Consider this my last post on this forum. I'm going to remove myself from here, because it's clear that I'm torturing myself, trying to come up with answers when none of you have any. I might as well just beat my head against the wall; it accomplishes the same thing, and it's much less painful.

Lightbulb, please don't do anything rash in a fit of anger or frustration.

I got mad on another forum where I posted something I thought would help people. Some other poster bashed me, saying, "That's your interpretation!" etc. I almost posted how I was gonna leave that crummy forum and...

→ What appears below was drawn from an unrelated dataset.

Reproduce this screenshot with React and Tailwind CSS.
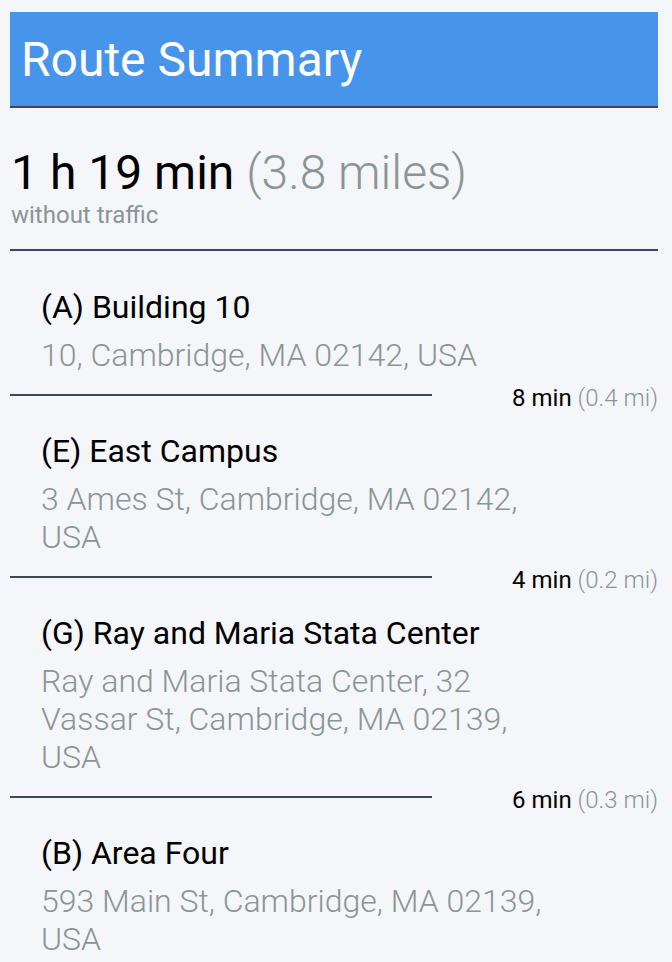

I've decided to edit those posts and post that info in a diff. thread.

 

That incel forum? Is that the place you talked about that was real offensive and had a lot of hurtful posts? I thought you said you didn't want to participate there anymore.

It's not workable advice because say:

A.) I join a student organization at college

B.) The "organization" is made up of 18-21 year olds

C.) I face the same situation I do in class, and the cycle repeats.

Then join a group that has older students. Or join one outside of campus, like a religious denomination group (ala Catholic student group).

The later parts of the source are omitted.